L'action en justice est le droit pour l'auteur d'une prétention d'être entendu par un juge sur le fond de celle-ci, et pour l'adversaire, le droit de discuter de son bien-fondé (conformément à l'article 30 du Code de procédure civile). Elle est facultative et libre, mais son exercice dilatoire ou abusif peut être sanctionné (selon l'article 32-1 du Code de procédure civile).

Section 1: L'Action en Justice devant une Juridiction Étatique

A. Les Conditions d'Ouverture de l'Action en Justice

L'action est ouverte à tous ceux qui ont un intérêt légitime au succès ou au rejet d'une prétention, sous réserve des cas où la loi attribue ce droit à des personnes qualifiées (article 31 du Code de procédure civile). Cela suppose un intérêt à agir, une qualité pour agir et une capacité pour agir.

Conditions Cumulatives de l'Action en Justice
1. L'Intérêt à Agir

"Pas d'intérêt, pas d'action". L'intérêt doit être :

  • Légitime (juridiquement protégé)
  • Né et actuel (existant au moment de l'action)
  • Direct et personnel (servir son propre intérêt)

Exceptions pour intérêt futur : actions préventives (art. 145 CPC), référé (art. 809 al. 1 CPC).

2. La Qualité pour Agir

Titre fondant le pouvoir d'agir. Généralement le titulaire du droit.

  • Actions individuelles.
  • Actions collectives (syndicats - art. L.2132-3 C. trav. ; associations de consommateurs - art. L.621-1 C. consom.).
  • Action de groupe (loi du 17 mars 2014 ; art. L.423-1 C. consom.).
3. La Capacité pour Agir

Aptitude à être titulaire de droits et à les exercer.

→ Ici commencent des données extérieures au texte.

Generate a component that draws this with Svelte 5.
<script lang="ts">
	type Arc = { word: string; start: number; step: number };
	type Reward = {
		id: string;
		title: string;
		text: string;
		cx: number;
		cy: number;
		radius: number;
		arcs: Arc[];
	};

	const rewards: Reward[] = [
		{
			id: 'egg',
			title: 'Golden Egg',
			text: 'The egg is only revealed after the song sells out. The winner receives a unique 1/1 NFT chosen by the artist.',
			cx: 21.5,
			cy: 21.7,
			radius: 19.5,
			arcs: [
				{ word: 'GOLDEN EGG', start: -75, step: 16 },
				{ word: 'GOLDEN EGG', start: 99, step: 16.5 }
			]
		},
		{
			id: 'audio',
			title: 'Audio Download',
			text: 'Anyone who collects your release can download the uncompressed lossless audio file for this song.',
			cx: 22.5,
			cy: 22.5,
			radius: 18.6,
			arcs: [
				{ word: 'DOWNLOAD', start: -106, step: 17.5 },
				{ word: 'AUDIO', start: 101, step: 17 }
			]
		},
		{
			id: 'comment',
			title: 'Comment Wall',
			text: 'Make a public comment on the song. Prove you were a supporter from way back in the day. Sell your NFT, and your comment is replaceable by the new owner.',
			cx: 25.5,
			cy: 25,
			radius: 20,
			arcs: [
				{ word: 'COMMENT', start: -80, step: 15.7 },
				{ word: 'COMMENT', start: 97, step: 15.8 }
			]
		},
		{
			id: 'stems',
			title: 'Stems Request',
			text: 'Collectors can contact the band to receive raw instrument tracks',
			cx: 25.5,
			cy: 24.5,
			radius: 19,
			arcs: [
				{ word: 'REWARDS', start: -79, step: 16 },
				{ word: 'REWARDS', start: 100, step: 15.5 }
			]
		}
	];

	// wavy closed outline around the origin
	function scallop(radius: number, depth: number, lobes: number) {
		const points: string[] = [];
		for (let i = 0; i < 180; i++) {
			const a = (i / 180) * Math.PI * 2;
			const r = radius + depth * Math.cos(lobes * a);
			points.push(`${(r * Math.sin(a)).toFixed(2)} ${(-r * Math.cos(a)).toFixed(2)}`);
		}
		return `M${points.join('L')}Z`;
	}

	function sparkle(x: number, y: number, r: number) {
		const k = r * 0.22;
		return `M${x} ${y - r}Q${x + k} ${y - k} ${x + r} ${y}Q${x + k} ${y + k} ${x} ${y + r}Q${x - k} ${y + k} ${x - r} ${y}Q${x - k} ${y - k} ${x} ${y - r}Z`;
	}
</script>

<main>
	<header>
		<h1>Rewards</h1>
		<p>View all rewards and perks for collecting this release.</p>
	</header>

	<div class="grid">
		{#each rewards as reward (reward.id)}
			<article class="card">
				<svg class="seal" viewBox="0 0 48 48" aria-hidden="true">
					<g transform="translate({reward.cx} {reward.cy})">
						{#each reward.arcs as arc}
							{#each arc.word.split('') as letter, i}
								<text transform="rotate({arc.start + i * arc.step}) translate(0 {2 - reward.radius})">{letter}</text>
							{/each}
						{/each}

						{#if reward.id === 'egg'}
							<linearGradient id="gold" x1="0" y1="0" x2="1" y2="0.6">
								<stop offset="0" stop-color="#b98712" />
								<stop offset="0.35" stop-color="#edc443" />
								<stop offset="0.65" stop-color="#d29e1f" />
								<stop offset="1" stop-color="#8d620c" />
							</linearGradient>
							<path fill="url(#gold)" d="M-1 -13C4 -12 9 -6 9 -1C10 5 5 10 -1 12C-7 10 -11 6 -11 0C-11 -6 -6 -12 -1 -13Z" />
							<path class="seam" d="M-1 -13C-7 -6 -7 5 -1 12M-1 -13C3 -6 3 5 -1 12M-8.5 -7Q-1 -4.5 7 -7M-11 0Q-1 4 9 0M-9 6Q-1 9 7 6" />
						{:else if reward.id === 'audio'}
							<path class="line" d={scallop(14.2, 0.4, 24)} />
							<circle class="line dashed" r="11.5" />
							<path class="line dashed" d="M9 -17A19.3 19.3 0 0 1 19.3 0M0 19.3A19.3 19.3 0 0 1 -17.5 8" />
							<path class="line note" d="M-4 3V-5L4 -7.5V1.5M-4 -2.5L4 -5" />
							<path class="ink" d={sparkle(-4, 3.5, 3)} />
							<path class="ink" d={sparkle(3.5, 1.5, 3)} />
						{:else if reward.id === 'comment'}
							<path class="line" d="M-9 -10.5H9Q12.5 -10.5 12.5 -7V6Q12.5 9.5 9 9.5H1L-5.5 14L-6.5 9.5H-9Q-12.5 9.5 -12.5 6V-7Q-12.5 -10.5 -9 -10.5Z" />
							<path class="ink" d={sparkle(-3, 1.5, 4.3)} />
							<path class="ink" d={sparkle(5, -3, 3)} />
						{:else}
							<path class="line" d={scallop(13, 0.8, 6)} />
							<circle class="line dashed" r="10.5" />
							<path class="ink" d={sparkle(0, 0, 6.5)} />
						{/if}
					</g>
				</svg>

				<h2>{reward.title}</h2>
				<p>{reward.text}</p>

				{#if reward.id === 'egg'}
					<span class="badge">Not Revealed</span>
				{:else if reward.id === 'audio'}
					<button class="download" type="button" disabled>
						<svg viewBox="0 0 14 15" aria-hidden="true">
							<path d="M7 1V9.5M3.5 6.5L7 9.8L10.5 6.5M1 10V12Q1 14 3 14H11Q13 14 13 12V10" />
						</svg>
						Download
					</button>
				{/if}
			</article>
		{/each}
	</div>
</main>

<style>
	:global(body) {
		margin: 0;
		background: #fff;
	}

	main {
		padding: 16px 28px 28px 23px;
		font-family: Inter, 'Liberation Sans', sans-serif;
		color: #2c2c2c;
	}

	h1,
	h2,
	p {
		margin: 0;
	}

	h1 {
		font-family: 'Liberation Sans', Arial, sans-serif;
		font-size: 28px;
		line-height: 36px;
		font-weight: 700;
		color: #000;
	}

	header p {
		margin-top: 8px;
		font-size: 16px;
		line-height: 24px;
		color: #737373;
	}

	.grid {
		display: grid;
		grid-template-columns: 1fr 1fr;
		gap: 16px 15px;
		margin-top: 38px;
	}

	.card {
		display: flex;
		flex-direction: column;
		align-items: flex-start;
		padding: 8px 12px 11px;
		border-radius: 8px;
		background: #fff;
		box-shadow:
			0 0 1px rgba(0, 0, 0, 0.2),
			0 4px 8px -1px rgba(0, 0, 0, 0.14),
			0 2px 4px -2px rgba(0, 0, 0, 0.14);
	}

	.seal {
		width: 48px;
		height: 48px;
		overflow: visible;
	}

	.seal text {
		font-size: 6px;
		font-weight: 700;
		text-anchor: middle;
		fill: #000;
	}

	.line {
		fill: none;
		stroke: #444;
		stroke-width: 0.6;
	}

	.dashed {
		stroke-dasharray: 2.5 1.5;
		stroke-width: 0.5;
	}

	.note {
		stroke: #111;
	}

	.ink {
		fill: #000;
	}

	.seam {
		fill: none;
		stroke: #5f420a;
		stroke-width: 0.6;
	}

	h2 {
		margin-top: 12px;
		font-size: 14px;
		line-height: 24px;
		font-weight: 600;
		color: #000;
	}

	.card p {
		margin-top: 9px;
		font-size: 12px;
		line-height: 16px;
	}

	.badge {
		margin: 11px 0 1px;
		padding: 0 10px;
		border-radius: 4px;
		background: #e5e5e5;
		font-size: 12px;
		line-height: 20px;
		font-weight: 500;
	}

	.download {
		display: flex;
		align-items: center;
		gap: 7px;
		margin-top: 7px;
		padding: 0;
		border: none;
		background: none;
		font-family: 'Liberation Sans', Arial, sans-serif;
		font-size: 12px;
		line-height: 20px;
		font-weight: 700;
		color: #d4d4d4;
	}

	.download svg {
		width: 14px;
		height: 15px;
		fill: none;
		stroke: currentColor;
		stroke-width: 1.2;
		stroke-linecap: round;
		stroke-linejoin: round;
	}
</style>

  • Personnes physiques capables.
  • Personnes morales reconnues et représentées.

Défaut sanctionné par nullité (art. 117 CPC).

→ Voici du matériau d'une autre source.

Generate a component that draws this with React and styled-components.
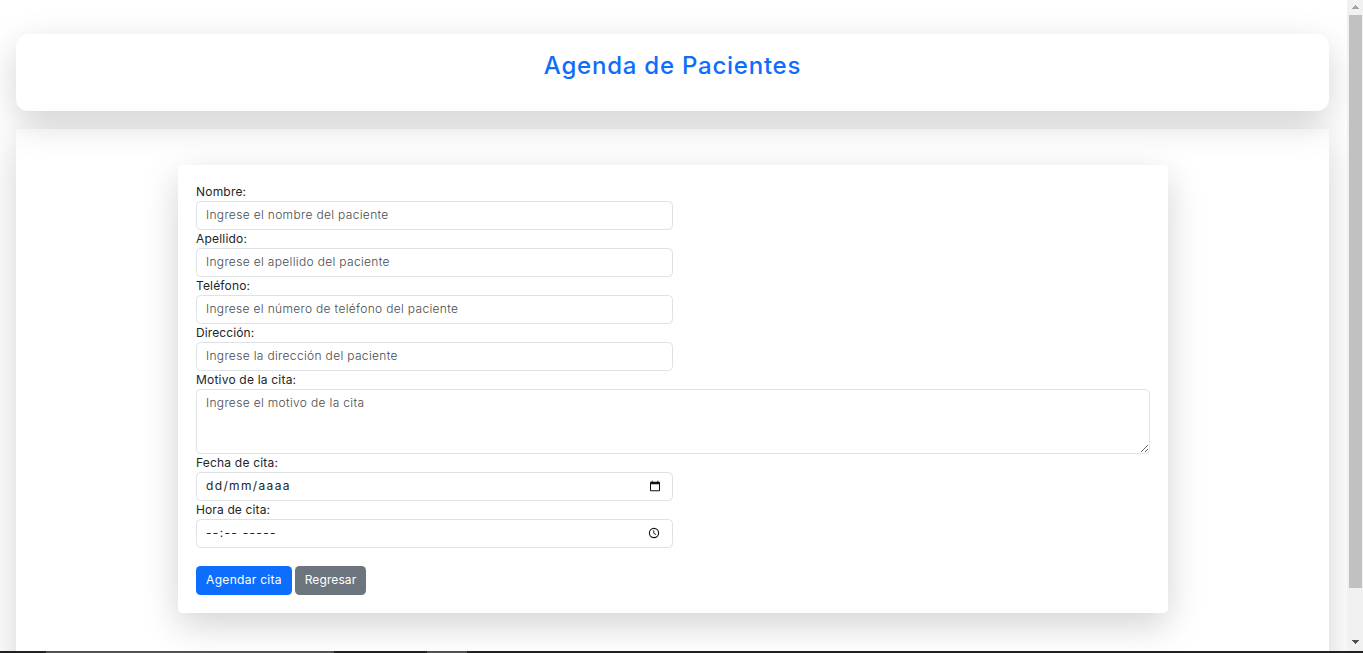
import React from "react";
import styled, { createGlobalStyle } from "styled-components";

const GlobalStyle = createGlobalStyle`
  *, *::before, *::after { box-sizing: border-box; }
  html, body { margin: 0; height: 100%; overflow: hidden; }
  body {
    background: #fff;
    color: #212529;
    font-family: Inter, "Open Sans", sans-serif;
    font-size: 12px;
    font-weight: 300;
    line-height: 18px;
  }
`;

const Screen = styled.div`
  display: flex;
  flex-direction: column;
  height: 653px;
  width: 1363px;
  overflow: hidden;
`;

const Viewport = styled.div`
  display: flex;
  flex: 1;
  min-height: 0;
`;

const Page = styled.main`
  flex: 1;
  padding: 34px 18px 0 16px;
  overflow: hidden;
`;

const shadow = "0 12px 36px rgba(0, 0, 0, 0.175)";

const Header = styled.header`
  height: 77px;
  padding-top: 17px;
  border-radius: 12px;
  box-shadow: ${shadow};
  text-align: center;
`;

const Title = styled.h1`
  margin: 0;
  color: #0d6efd;
  font-size: 24px;
  font-weight: 500;
  line-height: 29px;
  letter-spacing: ${(p) => p.$tracking}px;
`;

const Section = styled.section`
  height: 620px;
  margin-top: 18px;
  padding: 36px 161px 0 162px;
  box-shadow: ${shadow};
`;

const Card = styled.form`
  height: 448px;
  padding: 18px;
  background: #fff;
  border-radius: 4.5px;
  box-shadow: ${shadow};
`;

const Label = styled.label`
  display: block;
  height: 18px;
  font-weight: 400;
  span { letter-spacing: ${(p) => p.$tracking}px; }
`;

const control = `
  display: block;
  margin: 0;
  padding: 4px 9px;
  border: 1px solid #dee2e6;
  border-radius: 4.5px;
  background: #fff;
  color: #212529;
  font: inherit;
  outline: none;
  &::placeholder { color: #484b4e; opacity: 1; }
`;

const Input = styled.input`
  ${control}
  width: 477px;
  height: 29px;
  padding: 3px 9px 5px;
  letter-spacing: ${(p) => p.$tracking}px;
`;

const TextArea = styled.textarea`
  ${control}
  width: 954px;
  height: 65px;
  resize: vertical;
  letter-spacing: ${(p) => p.$tracking}px;
`;

const Picker = styled.div`
  ${control}
  display: flex;
  align-items: center;
  justify-content: space-between;
  width: 477px;
  height: 29px;
  padding: 3px ${(p) => p.$inset}px 5px 9px;
  font-weight: 400;
  span { letter-spacing: ${(p) => p.$tracking}px; white-space: pre; }
`;

const Actions = styled.div`
  display: flex;
  gap: 3px;
  margin-top: 18px;
`;

const Button = styled.button`
  width: ${(p) => p.$width}px;
  height: 29px;
  padding: 0 0 1px;
  border: 0;
  border-radius: 4.5px;
  background: ${(p) => p.$color};
  color: #fff;
  font: inherit;
  font-weight: 400;
  letter-spacing: ${(p) => p.$tracking}px;
  white-space: nowrap;
`;

const Scrollbar = styled.div`
  display: flex;
  flex-direction: column;
  align-items: center;
  width: 16px;
  padding: 5px 0 7px;
  background: #f1f1f1;
`;

const Thumb = styled.div`
  width: 13px;
  height: 573px;
  margin: 6px 0 auto 1px;
  background: #c1c1c1;
`;

const Taskbar = styled.div`
  display: flex;
  height: 2px;
  background: #202124;
`;

const Task = styled.div`
  width: ${(p) => p.$width}px;
  margin-left: ${(p) => p.$gap}px;
  background: ${(p) => p.$color};
`;

const Arrow = ({ down }) => (
  <svg width="8" height="4" viewBox="0 0 8 4" shapeRendering="crispEdges">
    <path d={down ? "M0 0h8L4 4z" : "M0 4h8L4 0z"} fill={down ? "#505050" : "#a3a3a3"} />
  </svg>
);

const CalendarIcon = () => (
  <svg width="12" height="12" viewBox="0 0 12 12">
    <path
      fill="#111"
      fillRule="evenodd"
      d="M2.7 .8h1v1h4.6v-1h1v1h.7a1 1 0 0 1 1 1v7.4a1 1 0 0 1-1 1H2a1 1 0 0 1-1-1V2.800a1 1 0 0 1 1-1h.7zM2 4.200v6h8v-6z"
    />
  </svg>
);

const ClockIcon = () => (
  <svg width="12" height="12" viewBox="0 0 12 12" fill="none" stroke="#111">
    <circle cx="6" cy="6" r="4.600" strokeWidth="1.100" />
    <path d="M5.800 3.200v3.100l2.300 1.400" strokeWidth=".9" />
  </svg>
);

const fields = [
  { label: "Nombre:", lt: 0.2, hint: "Ingrese el nombre del paciente", ht: 0.33 },
  { label: "Apellido:", lt: 0.2, hint: "Ingrese el apellido del paciente", ht: 0.33 },
  { label: "Teléfono:", lt: 0.15, hint: "Ingrese el número de teléfono del paciente", ht: 0.32 },
  { label: "Dirección:", lt: 0.1, hint: "Ingrese la dirección del paciente", ht: 0.33 },
];

export default function App() {
  return (
    <Screen>
      <GlobalStyle />
      <Viewport>
        <Page>
          <Header>
            <Title $tracking={0.77}>Agenda de Pacientes</Title>
          </Header>
          <Section>
            <Card>
              {fields.map((f) => (
                <React.Fragment key={f.label}>
                  <Label $tracking={f.lt}><span>{f.label}</span></Label>
                  <Input placeholder={f.hint} $tracking={f.ht} />
                </React.Fragment>
              ))}
              <Label $tracking={0.2}><span>Motivo de la cita:</span></Label>
              <TextArea placeholder="Ingrese el motivo de la cita" $tracking={0.33} />
              <Label $tracking={0.2}><span>Fecha de cita:</span></Label>
              <Picker $tracking={1.35} $inset={11}>
                <span>dd/mm/aaaa</span>
                <CalendarIcon />
              </Picker>
              <Label $tracking={0.13}><span>Hora de cita:</span></Label>
              <Picker $tracking={1.3} $inset={12}>
                <span>--:-- -----</span>
                <ClockIcon />
              </Picker>
              <Actions>
                <Button type="button" $width={96} $color="#0d6efd" $tracking={0.3}>Agendar cita</Button>
                <Button type="button" $width={71} $color="#6c757d" $tracking={0.1}>Regresar</Button>
              </Actions>
            </Card>
          </Section>
        </Page>
        <Scrollbar>
          <Arrow />
          <Thumb />
          <Arrow down />
        </Scrollbar>
      </Viewport>
      <Taskbar>
        <Task $gap={46} $width={288} $color="#505255" />
        <Task $gap={93} $width={40} $color="#505255" />
      </Taskbar>
    </Screen>
  );
}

Section 2: Les Modes Alternatifs de Règlement des Différends (MARD)

Alternatives au Procès Étatique :

À côté de la justice étatique, des modes alternatifs sont encouragés pour résoudre les conflits de manière plus consensuelle, rapide et discrète. L'article 56 in fine du Code de procédure civile incite à justifier des diligences entreprises en vue d'une résolution amiable avant d'assigner.

Principaux MARD

Mode Alternatif Description Sommaire Rôle du Tiers Intervenant (si applicable)
La Conciliation Recherche d'un accord amiable, souvent avec l'aide d'un conciliateur de justice. Mission du juge (art. 21 CPC). Tentative obligatoire pour litiges < 5000€ (Loi J21) et devant certaines juridictions (CPH). Le conciliateur facilite la discussion et peut proposer des solutions.
La Médiation Processus structuré où un tiers neutre (médiateur) aide les parties à trouver elles-mêmes une solution. Rôle plus actif du médiateur pour guider les parties (art. 131-1 CPC). Le médiateur facilite la communication, identifie les besoins et aide à élaborer des options mutuellement acceptables.
La Transaction Contrat par lequel les parties, par des concessions réciproques, terminent une contestation née ou préviennent une contestation à naître (art. 2044 C. civ.). Doit être écrite (ad probationem). Pas de tiers intervenant dans la transaction elle-même, mais les avocats jouent un rôle crucial dans sa négociation et rédaction.
L'Arbitrage Les parties conviennent de soumettre leur litige à un ou plusieurs arbitres privés qui rendent une sentence arbitrale ayant autorité de la chose jugée (après exequatur). (art. 1442 et s. CPC). L'arbitre (ou le tribunal arbitral) tranche le litige comme le ferait un juge.
Le Droit Collaboratif / Procédure Participative Processus volontaire où les parties et leurs avocats (formés spécifiquement) s'engagent à rechercher une solution amiable et négociée dans un cadre structuré et confidentiel, en dehors de toute instance judiciaire. Les avocats collaborent activement pour trouver une solution mutuellement acceptable.